YOUR OBJECTIVE — Show all lines holding the string "React".

GIVEN DATA —

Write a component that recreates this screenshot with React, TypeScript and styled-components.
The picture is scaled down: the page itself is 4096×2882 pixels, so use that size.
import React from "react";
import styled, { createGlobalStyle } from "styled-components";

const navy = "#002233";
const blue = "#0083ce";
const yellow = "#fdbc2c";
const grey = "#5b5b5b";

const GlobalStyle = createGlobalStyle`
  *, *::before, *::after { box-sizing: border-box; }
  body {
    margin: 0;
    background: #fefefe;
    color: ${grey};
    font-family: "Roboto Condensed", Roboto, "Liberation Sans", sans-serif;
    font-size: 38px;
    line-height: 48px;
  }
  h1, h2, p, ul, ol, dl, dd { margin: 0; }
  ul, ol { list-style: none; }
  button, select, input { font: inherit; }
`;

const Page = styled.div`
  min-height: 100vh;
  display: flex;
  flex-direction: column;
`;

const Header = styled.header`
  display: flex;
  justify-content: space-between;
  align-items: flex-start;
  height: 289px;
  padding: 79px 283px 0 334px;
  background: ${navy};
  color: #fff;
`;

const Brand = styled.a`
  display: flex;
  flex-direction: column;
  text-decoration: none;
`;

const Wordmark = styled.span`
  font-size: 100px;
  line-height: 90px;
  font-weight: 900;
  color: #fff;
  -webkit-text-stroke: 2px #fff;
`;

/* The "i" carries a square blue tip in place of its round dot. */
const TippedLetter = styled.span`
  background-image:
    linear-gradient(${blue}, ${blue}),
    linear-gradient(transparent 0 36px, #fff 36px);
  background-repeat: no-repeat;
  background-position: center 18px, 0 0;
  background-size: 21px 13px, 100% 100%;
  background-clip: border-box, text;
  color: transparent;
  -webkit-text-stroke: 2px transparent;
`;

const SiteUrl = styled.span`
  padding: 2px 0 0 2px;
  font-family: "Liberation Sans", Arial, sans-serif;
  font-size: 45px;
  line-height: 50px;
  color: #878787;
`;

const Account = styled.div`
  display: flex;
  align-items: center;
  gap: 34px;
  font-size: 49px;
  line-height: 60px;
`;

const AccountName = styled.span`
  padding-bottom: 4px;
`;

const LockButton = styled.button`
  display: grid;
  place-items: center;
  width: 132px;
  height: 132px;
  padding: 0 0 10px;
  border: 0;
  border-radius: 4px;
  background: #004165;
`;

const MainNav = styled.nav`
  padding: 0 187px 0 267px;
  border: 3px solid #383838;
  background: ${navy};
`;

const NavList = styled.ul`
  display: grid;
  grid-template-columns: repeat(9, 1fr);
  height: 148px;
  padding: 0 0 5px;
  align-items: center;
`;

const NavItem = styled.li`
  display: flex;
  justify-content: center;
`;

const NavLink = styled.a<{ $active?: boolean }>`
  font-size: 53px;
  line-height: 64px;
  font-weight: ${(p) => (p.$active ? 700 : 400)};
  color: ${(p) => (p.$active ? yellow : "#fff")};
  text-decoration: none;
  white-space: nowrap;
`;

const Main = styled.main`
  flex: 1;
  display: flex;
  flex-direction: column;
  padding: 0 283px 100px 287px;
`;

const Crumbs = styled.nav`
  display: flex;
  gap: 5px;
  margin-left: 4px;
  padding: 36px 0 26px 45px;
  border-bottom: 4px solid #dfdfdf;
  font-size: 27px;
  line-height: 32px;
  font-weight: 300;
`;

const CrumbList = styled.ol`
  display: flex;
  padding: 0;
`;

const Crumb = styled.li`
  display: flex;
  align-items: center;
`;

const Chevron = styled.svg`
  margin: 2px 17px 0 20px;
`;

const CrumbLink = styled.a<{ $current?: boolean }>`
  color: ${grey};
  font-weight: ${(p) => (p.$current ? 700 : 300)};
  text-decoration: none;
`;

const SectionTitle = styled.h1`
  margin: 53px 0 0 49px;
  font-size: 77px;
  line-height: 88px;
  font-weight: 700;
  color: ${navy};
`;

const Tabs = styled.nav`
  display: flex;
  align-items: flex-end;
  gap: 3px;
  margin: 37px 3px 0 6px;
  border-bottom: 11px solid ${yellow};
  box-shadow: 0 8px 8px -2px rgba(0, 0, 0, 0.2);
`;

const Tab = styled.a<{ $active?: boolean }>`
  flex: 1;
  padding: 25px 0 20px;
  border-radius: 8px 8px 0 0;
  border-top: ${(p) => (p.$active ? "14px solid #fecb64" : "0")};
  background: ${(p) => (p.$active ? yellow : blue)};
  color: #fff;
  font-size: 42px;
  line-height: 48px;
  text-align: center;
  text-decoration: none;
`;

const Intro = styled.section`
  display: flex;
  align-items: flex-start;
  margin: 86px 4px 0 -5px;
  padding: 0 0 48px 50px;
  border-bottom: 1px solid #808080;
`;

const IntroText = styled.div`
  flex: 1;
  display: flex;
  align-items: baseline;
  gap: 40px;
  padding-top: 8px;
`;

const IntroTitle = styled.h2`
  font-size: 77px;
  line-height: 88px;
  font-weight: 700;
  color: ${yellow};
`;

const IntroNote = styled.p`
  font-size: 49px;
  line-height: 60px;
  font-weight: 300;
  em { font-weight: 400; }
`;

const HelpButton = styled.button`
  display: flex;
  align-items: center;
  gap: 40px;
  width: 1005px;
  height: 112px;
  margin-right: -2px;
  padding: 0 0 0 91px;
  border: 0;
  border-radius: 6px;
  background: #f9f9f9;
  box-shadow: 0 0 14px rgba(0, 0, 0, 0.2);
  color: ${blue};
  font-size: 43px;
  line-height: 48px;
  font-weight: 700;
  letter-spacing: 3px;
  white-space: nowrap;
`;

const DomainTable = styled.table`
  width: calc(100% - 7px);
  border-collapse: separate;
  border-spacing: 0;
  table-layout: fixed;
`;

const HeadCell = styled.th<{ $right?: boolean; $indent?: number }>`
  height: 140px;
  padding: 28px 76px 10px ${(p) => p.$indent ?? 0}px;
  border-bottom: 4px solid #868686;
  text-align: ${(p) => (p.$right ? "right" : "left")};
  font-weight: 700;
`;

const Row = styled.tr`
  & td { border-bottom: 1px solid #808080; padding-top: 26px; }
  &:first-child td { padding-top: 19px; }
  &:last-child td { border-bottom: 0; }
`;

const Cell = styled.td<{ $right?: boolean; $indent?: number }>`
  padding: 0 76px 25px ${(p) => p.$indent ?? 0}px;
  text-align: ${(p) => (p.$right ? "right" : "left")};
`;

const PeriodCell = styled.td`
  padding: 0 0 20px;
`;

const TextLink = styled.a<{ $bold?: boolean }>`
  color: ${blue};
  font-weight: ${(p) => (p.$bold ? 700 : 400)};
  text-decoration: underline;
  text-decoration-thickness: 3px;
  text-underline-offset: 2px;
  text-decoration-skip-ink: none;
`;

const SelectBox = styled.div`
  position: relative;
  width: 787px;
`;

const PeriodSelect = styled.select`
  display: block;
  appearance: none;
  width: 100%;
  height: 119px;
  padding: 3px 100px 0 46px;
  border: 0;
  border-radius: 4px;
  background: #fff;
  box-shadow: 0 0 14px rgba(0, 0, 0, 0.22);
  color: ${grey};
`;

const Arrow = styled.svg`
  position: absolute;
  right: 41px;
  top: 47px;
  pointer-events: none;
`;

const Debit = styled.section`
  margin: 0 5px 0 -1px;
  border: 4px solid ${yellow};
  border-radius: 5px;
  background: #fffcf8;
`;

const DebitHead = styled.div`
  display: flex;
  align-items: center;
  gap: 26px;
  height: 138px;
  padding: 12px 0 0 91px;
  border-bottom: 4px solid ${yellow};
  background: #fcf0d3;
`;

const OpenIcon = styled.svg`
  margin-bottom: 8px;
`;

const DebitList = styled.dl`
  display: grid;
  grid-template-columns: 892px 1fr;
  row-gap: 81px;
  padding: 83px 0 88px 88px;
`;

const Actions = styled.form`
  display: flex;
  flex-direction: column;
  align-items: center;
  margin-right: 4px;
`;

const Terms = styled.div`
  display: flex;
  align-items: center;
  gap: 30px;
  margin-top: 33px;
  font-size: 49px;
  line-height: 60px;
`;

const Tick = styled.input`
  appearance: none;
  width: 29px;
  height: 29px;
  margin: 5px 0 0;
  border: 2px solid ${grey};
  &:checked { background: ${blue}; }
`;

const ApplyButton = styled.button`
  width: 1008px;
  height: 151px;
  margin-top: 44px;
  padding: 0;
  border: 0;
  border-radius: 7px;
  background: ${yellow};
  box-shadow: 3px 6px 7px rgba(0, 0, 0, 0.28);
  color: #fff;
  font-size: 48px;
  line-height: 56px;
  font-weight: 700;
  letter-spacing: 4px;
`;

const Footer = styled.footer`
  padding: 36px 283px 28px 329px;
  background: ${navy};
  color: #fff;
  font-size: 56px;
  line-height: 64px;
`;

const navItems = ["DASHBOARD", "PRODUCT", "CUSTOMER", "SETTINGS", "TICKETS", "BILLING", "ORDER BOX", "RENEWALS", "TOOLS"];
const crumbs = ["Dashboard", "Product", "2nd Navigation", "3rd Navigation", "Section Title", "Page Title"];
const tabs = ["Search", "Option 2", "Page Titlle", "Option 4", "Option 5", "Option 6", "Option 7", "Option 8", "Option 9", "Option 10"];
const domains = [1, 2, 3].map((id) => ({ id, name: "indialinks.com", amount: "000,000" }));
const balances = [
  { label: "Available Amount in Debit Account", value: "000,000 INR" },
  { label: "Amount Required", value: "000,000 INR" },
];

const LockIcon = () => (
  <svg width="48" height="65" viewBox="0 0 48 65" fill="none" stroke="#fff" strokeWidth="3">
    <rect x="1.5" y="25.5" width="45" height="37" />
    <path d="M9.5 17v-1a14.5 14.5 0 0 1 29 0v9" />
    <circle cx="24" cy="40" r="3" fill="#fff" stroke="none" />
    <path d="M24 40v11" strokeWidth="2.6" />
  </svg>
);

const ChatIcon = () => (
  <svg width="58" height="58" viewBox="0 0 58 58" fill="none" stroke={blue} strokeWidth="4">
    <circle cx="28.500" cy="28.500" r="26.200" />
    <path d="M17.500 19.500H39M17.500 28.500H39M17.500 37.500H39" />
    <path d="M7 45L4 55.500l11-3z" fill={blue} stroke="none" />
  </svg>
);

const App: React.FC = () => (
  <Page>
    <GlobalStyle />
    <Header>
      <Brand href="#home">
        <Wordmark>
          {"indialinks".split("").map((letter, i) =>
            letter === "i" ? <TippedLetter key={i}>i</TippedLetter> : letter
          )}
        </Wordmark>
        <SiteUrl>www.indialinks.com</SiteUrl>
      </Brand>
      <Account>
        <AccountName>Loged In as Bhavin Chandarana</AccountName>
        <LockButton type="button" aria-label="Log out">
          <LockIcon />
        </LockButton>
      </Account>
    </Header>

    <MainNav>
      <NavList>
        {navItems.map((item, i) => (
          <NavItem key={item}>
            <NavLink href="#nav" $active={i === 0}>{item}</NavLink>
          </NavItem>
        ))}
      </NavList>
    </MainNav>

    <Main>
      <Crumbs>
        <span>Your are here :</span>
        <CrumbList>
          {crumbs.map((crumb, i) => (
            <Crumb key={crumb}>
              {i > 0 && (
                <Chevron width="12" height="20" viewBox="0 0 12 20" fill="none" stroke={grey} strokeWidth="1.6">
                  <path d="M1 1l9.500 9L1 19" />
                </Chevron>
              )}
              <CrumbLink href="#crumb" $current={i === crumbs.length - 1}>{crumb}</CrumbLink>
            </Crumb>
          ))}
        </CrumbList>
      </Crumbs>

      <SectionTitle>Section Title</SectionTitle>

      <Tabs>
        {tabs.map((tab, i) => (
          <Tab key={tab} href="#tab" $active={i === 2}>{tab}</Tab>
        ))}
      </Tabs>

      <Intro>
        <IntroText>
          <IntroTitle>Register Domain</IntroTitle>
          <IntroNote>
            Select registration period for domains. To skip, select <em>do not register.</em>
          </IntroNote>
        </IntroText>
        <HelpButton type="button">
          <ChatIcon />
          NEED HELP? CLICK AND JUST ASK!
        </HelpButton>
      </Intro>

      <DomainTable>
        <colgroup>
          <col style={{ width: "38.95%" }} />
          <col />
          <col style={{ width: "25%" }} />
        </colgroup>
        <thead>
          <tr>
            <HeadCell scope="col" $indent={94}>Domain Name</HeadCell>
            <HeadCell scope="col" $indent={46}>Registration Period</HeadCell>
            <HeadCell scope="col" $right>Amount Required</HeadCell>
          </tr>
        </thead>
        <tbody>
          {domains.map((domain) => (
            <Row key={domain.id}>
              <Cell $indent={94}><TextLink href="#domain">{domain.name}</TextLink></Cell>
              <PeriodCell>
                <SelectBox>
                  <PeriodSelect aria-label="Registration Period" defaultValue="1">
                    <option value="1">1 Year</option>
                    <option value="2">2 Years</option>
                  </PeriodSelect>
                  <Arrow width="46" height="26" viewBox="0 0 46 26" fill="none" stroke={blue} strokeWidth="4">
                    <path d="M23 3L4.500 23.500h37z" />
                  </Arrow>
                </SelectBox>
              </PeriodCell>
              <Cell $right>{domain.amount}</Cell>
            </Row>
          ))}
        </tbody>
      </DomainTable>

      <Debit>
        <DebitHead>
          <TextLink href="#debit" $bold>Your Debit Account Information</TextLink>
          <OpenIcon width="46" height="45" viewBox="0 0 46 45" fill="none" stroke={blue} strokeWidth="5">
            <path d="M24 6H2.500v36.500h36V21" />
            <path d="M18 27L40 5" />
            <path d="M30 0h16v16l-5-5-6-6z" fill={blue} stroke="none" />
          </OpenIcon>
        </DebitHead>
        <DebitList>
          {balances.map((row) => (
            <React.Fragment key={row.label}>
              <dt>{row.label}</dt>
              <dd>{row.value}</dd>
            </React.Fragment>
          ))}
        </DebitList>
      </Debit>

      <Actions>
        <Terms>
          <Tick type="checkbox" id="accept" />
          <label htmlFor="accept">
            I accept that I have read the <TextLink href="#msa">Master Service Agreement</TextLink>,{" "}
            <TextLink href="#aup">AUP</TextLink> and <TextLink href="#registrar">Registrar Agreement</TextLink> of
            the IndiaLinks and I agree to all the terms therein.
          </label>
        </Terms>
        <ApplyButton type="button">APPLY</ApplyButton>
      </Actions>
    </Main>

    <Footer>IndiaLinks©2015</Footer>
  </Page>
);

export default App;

WRITTEN REPLY —
Write a component that recreates this screenshot with React, TypeScript and styled-components.
import React from "react";
const App: React.FC = () => (
            <React.Fragment key={row.label}>
            </React.Fragment>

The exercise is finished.